The CEO of HM
Revenue & Customs has admitted that collecting tax debts of less than
£10,000 is not a top priority for the taxman.
Addressing a recent Treasury Committee meeting on the government’s
operational efficiency programme, Leslie Strathie conceded that while HMRC
‘doesn’t ever give up on debt’, smaller sums were not a primary concern.
‘In terms of debt management, our priority is [retrieving] debts of more than
£10,000,’ she said.
The claims surfaced when the Public and Commercial Services union (PCS),
which represents senior HMRC staff, aired concerns over whether a series of
redundancies was impacting on the department’s capacity to retrieve the
outstanding £25.8bn tax debt thought to exist.
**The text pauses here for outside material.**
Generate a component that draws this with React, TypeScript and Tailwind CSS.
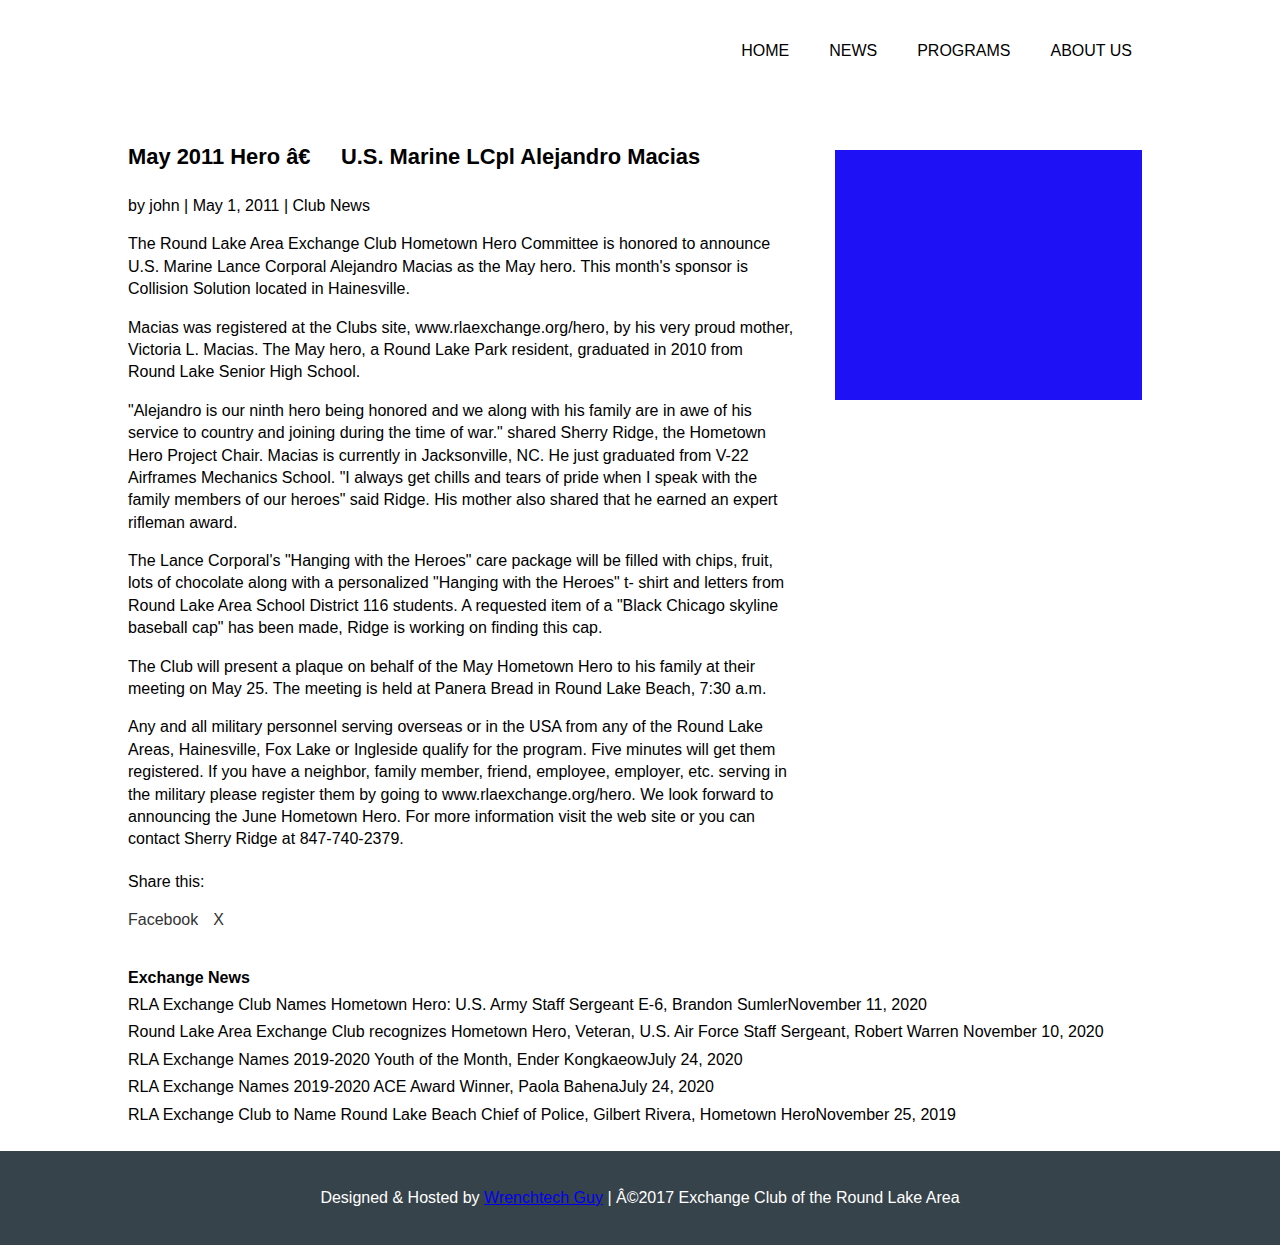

Strathie said the staff losses had resulted in a revision of debt collection
and that staff are now being redeployed into debt management.
Some estimates indicate the number of tax collectors within HMRC has dropped
by 500 in the past year alone.
According to Peter Lockhart, senior national officer of the PCS, the 18,000
staff shed by HMRC since 2004 as part of an efficiency programme has meant the
department has ‘not been able to focus on debts of less than £10,000’.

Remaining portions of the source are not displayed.